Brief:
Pictures do not belong in your copy. Repeat all the other data exactly.

Supplied material:
-- BEGIN --

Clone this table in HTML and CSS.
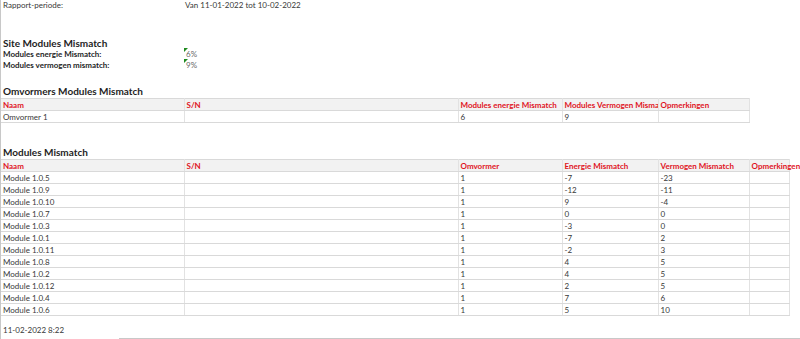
FILE: index.html
```html
<!DOCTYPE html>
<html lang="nl">
<head>
    <meta charset="UTF-8">
    <title>Modules Mismatch rapport</title>
    <link rel="stylesheet" href="styles.css">
</head>
<body>
    <div class="sheet">
        <div class="period">
            <span class="label">Rapport-periode:</span>
            <span class="value">Van 11-01-2022 tot 10-02-2022</span>
        </div>

        <h2 class="section-title site-title">Site Modules Mismatch</h2>
        <div class="kv">
            <span class="kv-label">Modules energie Mismatch:</span>
            <span class="kv-value"><i class="flag"></i>6%</span>
        </div>
        <div class="kv">
            <span class="kv-label">Modules vermogen mismatch:</span>
            <span class="kv-value"><i class="flag"></i>9%</span>
        </div>

        <h2 class="section-title inverters-title">Omvormers Modules Mismatch</h2>
        <table class="grid grid-inverters">
            <colgroup>
                <col class="c-name"><col class="c-sn"><col class="c-w104"><col class="c-w96"><col class="c-w91">
            </colgroup>
            <thead>
                <tr>
                    <th>Naam</th>
                    <th>S/N</th>
                    <th>Modules energie Mismatch</th>
                    <th>Modules Vermogen Mismatch</th>
                    <th>Opmerkingen</th>
                </tr>
            </thead>
            <tbody>
                <tr><td>Omvormer 1</td><td></td><td>6</td><td>9</td><td></td></tr>
            </tbody>
        </table>

        <h2 class="section-title modules-title">Modules Mismatch</h2>
        <table class="grid grid-modules">
            <colgroup>
                <col class="c-name"><col class="c-sn"><col class="c-w104"><col class="c-w96"><col class="c-w91"><col class="c-w40">
            </colgroup>
            <thead>
                <tr>
                    <th>Naam</th>
                    <th>S/N</th>
                    <th>Omvormer</th>
                    <th>Energie Mismatch</th>
                    <th>Vermogen Mismatch</th>
                    <th>Opmerkingen</th>
                </tr>
            </thead>
            <tbody>
                <tr><td>Module 1.0.5</td><td></td><td>1</td><td>-7</td><td>-23</td><td></td></tr>
                <tr><td>Module 1.0.9</td><td></td><td>1</td><td>-12</td><td>-11</td><td></td></tr>
                <tr><td>Module 1.0.10</td><td></td><td>1</td><td>9</td><td>-4</td><td></td></tr>
                <tr><td>Module 1.0.7</td><td></td><td>1</td><td>0</td><td>0</td><td></td></tr>
                <tr><td>Module 1.0.3</td><td></td><td>1</td><td>-3</td><td>0</td><td></td></tr>
                <tr><td>Module 1.0.1</td><td></td><td>1</td><td>-7</td><td>2</td><td></td></tr>
                <tr><td>Module 1.0.11</td><td></td><td>1</td><td>-2</td><td>3</td><td></td></tr>
                <tr><td>Module 1.0.8</td><td></td><td>1</td><td>4</td><td>5</td><td></td></tr>
                <tr><td>Module 1.0.2</td><td></td><td>1</td><td>4</td><td>5</td><td></td></tr>
                <tr><td>Module 1.0.12</td><td></td><td>1</td><td>2</td><td>5</td><td></td></tr>
                <tr><td>Module 1.0.4</td><td></td><td>1</td><td>7</td><td>6</td><td></td></tr>
                <tr><td>Module 1.0.6</td><td></td><td>1</td><td>5</td><td>10</td><td></td></tr>
            </tbody>
        </table>

        <div class="footer">
            <span class="stamp">11-02-2022 8:22</span>
            <span class="rule"></span>
        </div>
    </div>
</body>
</html>
```

FILE: styles.css
```css
* {
    margin: 0;
    padding: 0;
    box-sizing: border-box;
}

body {
    font-family: 'Lato', 'Open Sans', sans-serif;
    font-size: 8px;
    color: #383838;
    background: #ffffff;
}

.sheet {
    width: 800px;
    height: 339px;
    border-left: 1px solid #c8c8c8;
    overflow: hidden;
    display: flex;
    flex-direction: column;
}

.period {
    display: flex;
    height: 11px;
    line-height: 11px;
    padding-left: 2px;
}

.period .label {
    width: 182px;
}

.section-title {
    font-size: 10px;
    font-weight: bold;
    color: #1e1e1e;
    line-height: 12px;
    height: 12px;
    padding-left: 2px;
}

.site-title {
    margin-top: 26px;
}

.inverters-title {
    margin-top: 14px;
}

.modules-title {
    margin-top: 23px;
}

.kv {
    display: flex;
    height: 11px;
    line-height: 11px;
    padding-left: 2px;
}

.kv-label {
    width: 181px;
    font-weight: bold;
    color: #1e1e1e;
}

.kv-value {
    position: relative;
    padding-left: 2px;
    color: #6a6a6a;
}

.flag {
    position: absolute;
    left: 0;
    top: -1px;
    width: 0;
    height: 0;
    border-top: 4px solid #1f8a1f;
    border-right: 4px solid transparent;
}

.grid {
    border-collapse: collapse;
    table-layout: fixed;
    margin-top: 1px;
}

.grid-inverters {
    width: 748px;
}

.grid-modules {
    width: 788px;
}

.c-name { width: 183px; }
.c-sn { width: 274px; }
.c-w104 { width: 104px; }
.c-w96 { width: 96px; }
.c-w91 { width: 91px; }
.c-w40 { width: 40px; }

.grid th,
.grid td {
    height: 12px;
    line-height: 10px;
    padding: 0 2px;
    text-align: left;
    white-space: nowrap;
    overflow: hidden;
    border-bottom: 1px solid #d9d9d9;
    border-right: 1px solid #e2e2e2;
}

.grid th {
    background: #f2f2f2;
    color: #e0141e;
    font-weight: bold;
    border-top: 1px solid #d9d9d9;
    text-overflow: clip;
}

.grid-modules th:last-child {
    overflow: visible;
}

.footer {
    margin-top: auto;
    display: flex;
    align-items: flex-end;
    height: 14px;
}

.stamp {
    width: 118px;
    padding-left: 2px;
    line-height: 11px;
    padding-bottom: 3px;
}

.rule {
    flex: 1;
    border-bottom: 1px solid #c8c8c8;
}
```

-- END --

Exercise output:
Clone this table in HTML and CSS.
FILE: index.html
```html
<!DOCTYPE html>
<html lang="nl">
<head>
    <meta charset="UTF-8">
    <title>Modules Mismatch rapport</title>
    <link rel="stylesheet" href="styles.css">
</head>
<body>
    <div class="sheet">
        <div class="period">
            <span class="label">Rapport-periode:</span>
            <span class="value">Van 11-01-2022 tot 10-02-2022</span>
        </div>

        <h2 class="section-title site-title">Site Modules Mismatch</h2>
        <div class="kv">
            <span class="kv-label">Modules energie Mismatch:</span>
            <span class="kv-value"><i class="flag"></i>6%</span>
        </div>
        <div class="kv">
            <span class="kv-label">Modules vermogen mismatch:</span>
            <span class="kv-value"><i class="flag"></i>9%</span>
        </div>

        <h2 class="section-title inverters-title">Omvormers Modules Mismatch</h2>
        <table class="grid grid-inverters">
            <colgroup>
                <col class="c-name"><col class="c-sn"><col class="c-w104"><col class="c-w96"><col class="c-w91">
            </colgroup>
            <thead>
                <tr>
                    <th>Naam</th>
                    <th>S/N</th>
                    <th>Modules energie Mismatch</th>
                    <th>Modules Vermogen Mismatch</th>
                    <th>Opmerkingen</th>
                </tr>
            </thead>
            <tbody>
                <tr><td>Omvormer 1</td><td></td><td>6</td><td>9</td><td></td></tr>
            </tbody>
        </table>

        <h2 class="section-title modules-title">Modules Mismatch</h2>
        <table class="grid grid-modules">
            <colgroup>
                <col class="c-name"><col class="c-sn"><col class="c-w104"><col class="c-w96"><col class="c-w91"><col class="c-w40">
            </colgroup>
            <thead>
                <tr>
                    <th>Naam</th>
                    <th>S/N</th>
                    <th>Omvormer</th>
                    <th>Energie Mismatch</th>
                    <th>Vermogen Mismatch</th>
                    <th>Opmerkingen</th>
                </tr>
            </thead>
            <tbody>
                <tr><td>Module 1.0.5</td><td></td><td>1</td><td>-7</td><td>-23</td><td></td></tr>
                <tr><td>Module 1.0.9</td><td></td><td>1</td><td>-12</td><td>-11</td><td></td></tr>
                <tr><td>Module 1.0.10</td><td></td><td>1</td><td>9</td><td>-4</td><td></td></tr>
                <tr><td>Module 1.0.7</td><td></td><td>1</td><td>0</td><td>0</td><td></td></tr>
                <tr><td>Module 1.0.3</td><td></td><td>1</td><td>-3</td><td>0</td><td></td></tr>
                <tr><td>Module 1.0.1</td><td></td><td>1</td><td>-7</td><td>2</td><td></td></tr>
                <tr><td>Module 1.0.11</td><td></td><td>1</td><td>-2</td><td>3</td><td></td></tr>
                <tr><td>Module 1.0.8</td><td></td><td>1</td><td>4</td><td>5</td><td></td></tr>
                <tr><td>Module 1.0.2</td><td></td><td>1</td><td>4</td><td>5</td><td></td></tr>
                <tr><td>Module 1.0.12</td><td></td><td>1</td><td>2</td><td>5</td><td></td></tr>
                <tr><td>Module 1.0.4</td><td></td><td>1</td><td>7</td><td>6</td><td></td></tr>
                <tr><td>Module 1.0.6</td><td></td><td>1</td><td>5</td><td>10</td><td></td></tr>
            </tbody>
        </table>

        <div class="footer">
            <span class="stamp">11-02-2022 8:22</span>
            <span class="rule"></span>
        </div>
    </div>
</body>
</html>
```

FILE: styles.css
```css
* {
    margin: 0;
    padding: 0;
    box-sizing: border-box;
}

body {
    font-family: 'Lato', 'Open Sans', sans-serif;
    font-size: 8px;
    color: #383838;
    background: #ffffff;
}

.sheet {
    width: 800px;
    height: 339px;
    border-left: 1px solid #c8c8c8;
    overflow: hidden;
    display: flex;
    flex-direction: column;
}

.period {
    display: flex;
    height: 11px;
    line-height: 11px;
    padding-left: 2px;
}

.period .label {
    width: 182px;
}

.section-title {
    font-size: 10px;
    font-weight: bold;
    color: #1e1e1e;
    line-height: 12px;
    height: 12px;
    padding-left: 2px;
}

.site-title {
    margin-top: 26px;
}

.inverters-title {
    margin-top: 14px;
}

.modules-title {
    margin-top: 23px;
}

.kv {
    display: flex;
    height: 11px;
    line-height: 11px;
    padding-left: 2px;
}

.kv-label {
    width: 181px;
    font-weight: bold;
    color: #1e1e1e;
}

.kv-value {
    position: relative;
    padding-left: 2px;
    color: #6a6a6a;
}

.flag {
    position: absolute;
    left: 0;
    top: -1px;
    width: 0;
    height: 0;
    border-top: 4px solid #1f8a1f;
    border-right: 4px solid transparent;
}

.grid {
    border-collapse: collapse;
    table-layout: fixed;
    margin-top: 1px;
}

.grid-inverters {
    width: 748px;
}

.grid-modules {
    width: 788px;
}

.c-name { width: 183px; }
.c-sn { width: 274px; }
.c-w104 { width: 104px; }
.c-w96 { width: 96px; }
.c-w91 { width: 91px; }
.c-w40 { width: 40px; }

.grid th,
.grid td {
    height: 12px;
    line-height: 10px;
    padding: 0 2px;
    text-align: left;
    white-space: nowrap;
    overflow: hidden;
    border-bottom: 1px solid #d9d9d9;
    border-right: 1px solid #e2e2e2;
}

.grid th {
    background: #f2f2f2;
    color: #e0141e;
    font-weight: bold;
    border-top: 1px solid #d9d9d9;
    text-overflow: clip;
}

.grid-modules th:last-child {
    overflow: visible;
}

.footer {
    margin-top: auto;
    display: flex;
    align-items: flex-end;
    height: 14px;
}

.stamp {
    width: 118px;
    padding-left: 2px;
    line-height: 11px;
    padding-bottom: 3px;
}

.rule {
    flex: 1;
    border-bottom: 1px solid #c8c8c8;
}
```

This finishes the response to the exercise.